I've had 100% success with 3 bottles so far, 1 Bells Winter White and 2 Erdinger wheats.
The bells was poured then capped, but sat in a fridge for many (8?) weeks, then traveled by car from VA to NJ, and sat a little longer. The Erdingers sat capped in my cooler for about 2 weeks.
I use 1.030ish starter wort made with DME in pressure canned qt jars. The bells was stepped twice and pitched in a 5 gal batch, experimental so not a perfect beer, but yeast was fine as far as I can tell. The Erdingers were stepped once with 1 qt starter and produced a full 30ml tight vial from each one. I'll step them up when I use them, and as always, saving a smidgen which I step up once before storing. The Edringer will be used for the next Hefe. I'm working on a specific recipe, and trying various wheat yeasts.
I use good sanitation, but don't go OCD on it. I only cold crash before pitching, or before storing.
There are lots of opinions on steps, but I'm pretty comfortable with my process. I only buy yeast when I need something I don't have, but then I don't brew more than maybe 10 times a year, on average.
 
Ryan: Yeah, I've been pouring the beer out and sanitizing before and after! I'll try to scale it down to 1.010 for the first starter and up it 3 more times to get ~1500ml.

Dan: Maybe I should start with a sterile funnel and pitch about 2 ml 1.010 into the can? I heard this from someone in the depths of the vast internet, and it would also allow my to increase by 10 4 times(2-20-200-2000) to get something reasonable for a 5 gallon. No decanting early on -got it.

John: I'll try to include a step up from 1.030 w/ 1 qt starter(which happens to be pretty close to 1000 ml!). And I'll hold off on cold crashing until I pitch or store.

Thanks so much guys, I'm getting closer to wrangling Conan the Barbarian everyday.
 
I wouldn’t pitch into a can. Ideally, you want to sanitize the can before you open it. Spray it down or submerge it in some Starsan or other sanitizer. Then pour off what you are going to drink, but save about 1-2 ounces from the can. As soon as is reasonably possible, pitch those dregs into a sterile/sanitized container with your 1.020 wort.

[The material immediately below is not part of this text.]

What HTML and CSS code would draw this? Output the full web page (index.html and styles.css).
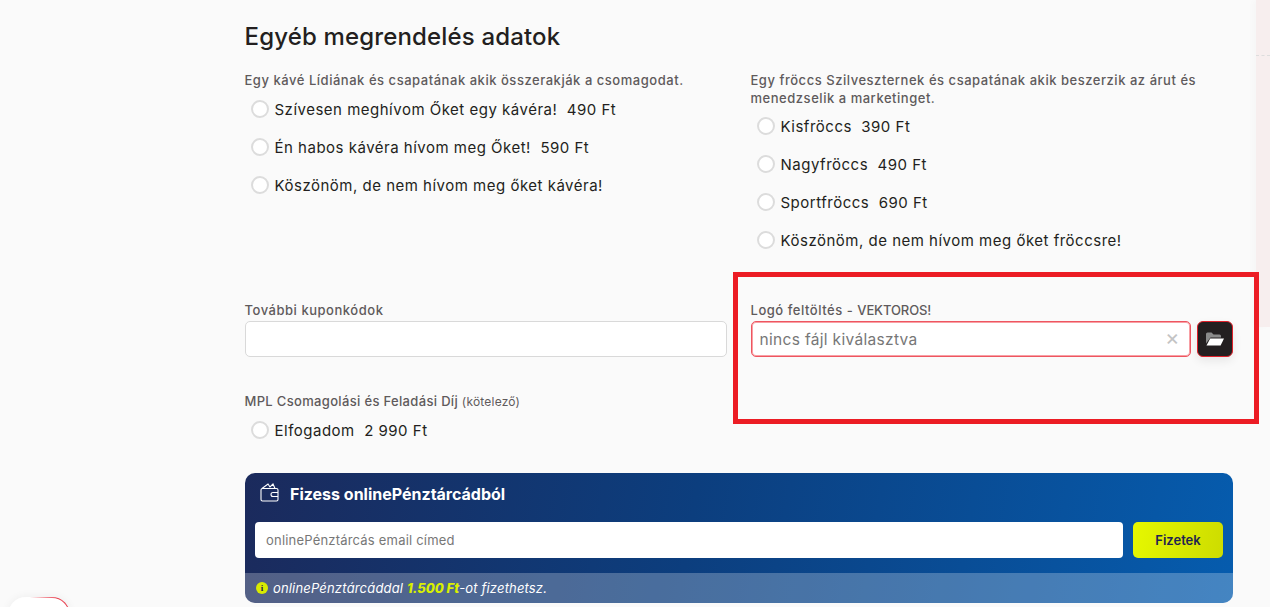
FILE: index.html
```html
<!DOCTYPE html>
<html lang="hu">
<head>
<meta charset="utf-8">
<title>Egyéb megrendelés adatok</title>
<link rel="stylesheet" href="styles.css">
</head>
<body>
<aside class="side-strip"><div class="side-dash"></div></aside>
<main class="page">
  <h2 class="title">Egyéb megrendelés adatok</h2>
  <div class="two-col">
    <section>
      <p class="label label-gap">Egy kávé Lídiának és csapatának akik összerakják a csomagodat.</p>
      <div class="opt"><span class="radio"></span><span>Szívesen meghívom Őket egy kávéra!&nbsp; 490 Ft</span></div>
      <div class="opt"><span class="radio"></span><span>Én habos kávéra hívom meg Őket!&nbsp; 590 Ft</span></div>
      <div class="opt"><span class="radio"></span><span>Köszönöm, de nem hívom meg őket kávéra!</span></div>
    </section>
    <section>
      <p class="label">Egy fröccs Szilveszternek és csapatának akik beszerzik az árut és menedzselik a marketinget.</p>
      <div class="opt"><span class="radio"></span><span>Kisfröccs&nbsp; 390 Ft</span></div>
      <div class="opt"><span class="radio"></span><span>Nagyfröccs&nbsp; 490 Ft</span></div>
      <div class="opt"><span class="radio"></span><span>Sportfröccs&nbsp; 690 Ft</span></div>
      <div class="opt"><span class="radio"></span><span>Köszönöm, de nem hívom meg őket fröccsre!</span></div>
    </section>
  </div>
  <div class="two-col fields">
    <section>
      <p class="label">További kuponkódok</p>
      <div class="input"></div>
    </section>
    <section>
      <p class="label">Logó feltöltés - <span class="caps">VEKTOROS!</span></p>
      <div class="file-row">
        <div class="input file-input"><span>nincs fájl kiválasztva</span><span class="clear">×</span></div>
        <button class="file-btn" type="button" aria-label="Fájl választása">
          <svg width="18" height="14" viewBox="0 0 18 14"><path fill="#8a8a8a" d="M0 2a1.500 1.500 0 0 1 1.500-1.500h4L7.500 2.500h6A1.500 1.500 0 0 1 15 4v1.500H4.500L0 11.500z"/><path fill="#fff" d="M4.200 6.500H18l-3.400 7H.5z"/></svg>
        </button>
      </div>
    </section>
  </div>
  <section class="mpl">
    <p class="label mpl-label">MPL Csomagolási és Feladási Díj <small>(kötelező)</small></p>
    <div class="opt"><span class="radio"></span><span>Elfogadom&nbsp; 2 990 Ft</span></div>
  </section>
  <section class="wallet">
    <div class="wallet-head">
      <svg class="wallet-icon" width="21" height="19" viewBox="0 0 21 19" fill="none" stroke="#fff" stroke-width="1.100"><path d="M2 5.500 8 1l2 3 3-3 2 4.500"/><rect x="1" y="5.500" width="17" height="12.500" rx="1.500"/><path d="M18 9.500h-5a1.800 1.800 0 0 0 0 4h5"/></svg>
      <strong>Fizess onlinePénztárcádból</strong>
    </div>
    <div class="wallet-form">
      <div class="wallet-input">onlinePénztárcás email címed</div>
      <button class="pay" type="button">Fizetek</button>
    </div>
    <div class="wallet-foot">
      <span class="info">i</span>
      <em>onlinePénztárcáddal <b>1.500 Ft</b>-ot fizethetsz.</em>
    </div>
  </section>
</main>
<div class="annotation"></div>
<div class="corner-widget"></div>
</body>
</html>
```
FILE: styles.css
```css
* { box-sizing: border-box; }
html, body { height: 100%; }
body {
  margin: 0;
  height: 607px;
  overflow: hidden;
  background: #fafafa;
  color: #231f20;
  font-family: Inter, "Liberation Sans", sans-serif;
  position: relative;
}
.page { width: 988px; margin-left: 245px; padding-top: 22px; }
.title { margin: 0 0 19px -0.5px; font-size: 24px; line-height: 30px; font-weight: 500; letter-spacing: .16px; }
.two-col { display: grid; grid-template-columns: 482px 482px; column-gap: 24px; }
.label { margin: 0 0 0 -0.5px; font-size: 13px; line-height: 18px; color: #5f5a5c; font-weight: 500; letter-spacing: .53px; }
.label-gap { margin-bottom: 1px; }
.mpl-label { letter-spacing: .33px; }
.label small { font-size: 12px; font-weight: 400; letter-spacing: .2px; }
.caps { letter-spacing: -.1px; }
.opt { display: flex; align-items: center; gap: 5.500px; height: 38px; padding-left: 6px; font-size: 15px; letter-spacing: .5px; }
.radio { width: 18px; height: 18px; border-radius: 50%; border: 2px solid #dcdcdc; background: #fff; flex: none; }
.fields { margin-top: 42px; }
.input { height: 36px; margin-top: 2px; background: #fff; border: 1px solid #d9d9d9; border-radius: 5px; }
.file-row { display: flex; gap: 6px; margin-top: 2px; }
.file-input { flex: 1; margin: 0; display: flex; align-items: center; justify-content: space-between; padding: 0 10px 0 7.500px; font-size: 15.500px; letter-spacing: .32px; color: #777; border: 1px solid #ee5560; box-shadow: inset 0 0 0 1px #f8a0a5; }
.clear { color: #c4c4c4; font-size: 22px; line-height: 1; padding-bottom: 4px; }
.file-btn { width: 36px; height: 36px; padding: 0; display: flex; align-items: center; justify-content: center; background: #231f20; border: 1px solid #e0202a; border-radius: 6px; box-shadow: 0 4px 10px rgba(0,0,0,.08); }
.mpl { margin-top: 35px; }
.wallet { margin-top: 24px; height: 130px; border-radius: 10px; overflow: hidden; display: flex; flex-direction: column; background: linear-gradient(100deg, #1b2a5c 0%, #0c3e7e 45%, #065cae 100%); }
.wallet-head { display: flex; align-items: center; gap: 9px; height: 42px; margin-bottom: 7px; padding: 0 0 0 15px; color: #fff; font-size: 16px; }
.wallet-head strong { font-weight: 700; }
.wallet-icon { margin-top: -3px; }
.wallet-form { display: flex; gap: 10px; padding: 0 10px; height: 36px; }
.wallet-input { flex: 1; background: #fff; border-radius: 4px; font-size: 13px; color: #777; line-height: 36px; padding-left: 11px; letter-spacing: .2px; }
.pay { width: 90px; border: 0; border-radius: 5px; background: linear-gradient(100deg, #e6f800, #cddc00); color: #1f2350; font: 600 13px/1 Inter, sans-serif; }
.wallet-foot { margin-top: 15px; height: 30px; display: flex; align-items: center; gap: 5px; padding-left: 11px; background: rgba(255,255,255,.25); color: #fff; font-size: 13px; letter-spacing: .16px; }
.wallet-foot b { color: #d9f000; font-weight: 800; letter-spacing: 0; }
.info { width: 12px; height: 12px; border-radius: 50%; background: #d9ea00; color: #1f2350; font: 700 9px/12px "Liberation Serif", serif; text-align: center; }
.side-strip { position: absolute; left: 1256px; top: 0; width: 14px; height: 327px; background: #f7eeee; box-shadow: -3px 0 6px rgba(0,0,0,.02); }
.side-dash { margin-top: 55px; border-top: 1px dashed #ddd; }
.annotation { position: absolute; left: 733px; top: 272px; width: 526px; height: 152px; border: 5px solid #ec1c24; }
.corner-widget { position: absolute; left: 8px; top: 597px; width: 62px; height: 40px; border-radius: 18px; border: 1.500px solid transparent; background: linear-gradient(#fff, #fff) padding-box, linear-gradient(90deg, #fff 35%, #e8404f 80%) border-box; box-shadow: 0 0 10px rgba(0,0,0,.06); }
```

Sanitized is not the same as STERILE. Ideally you want sterile whenever possible. In order to do that at home you need either an autoclave or a pressure cooker/canner. Sterile is the absence of any living organisms. Sanitized refers to a significant reduction in the living organisms. Why this matters is because bacteria reproduce at a significantly faster rate than yeast do. If you are propagating your yeast in a sterile environment, only yeast are growing. If you are propagating in a sanitized environment, you may have wild yeast and bacteria in the culture. Since bacteria reproduce in significant faster rate than the yeast do, eventually you’ll have more bacteria in your culture than you do yeast.

On a side note, boiling does not sterilize, it only sanitizes.

Also I believe theyeastbay.com has this strain in large culture (whitelabs vial) format. It’s their Vermont Ale strain. I believe it is also in their Funktown Pale Ale blend with some Brettanomyces.

I have also been told that the Mangrove Jack M44 West Coast Ale yeast is the same strain, but I am not so sure about that though.
 
Gigayeast has it as well.

All good points Dan. I usually put a lighter to the mouth of the bottle (never harvested from a can before.) And I've had great results. 1.010-1.020 wort on the stir plate, 3-4 weeks of bumping it up.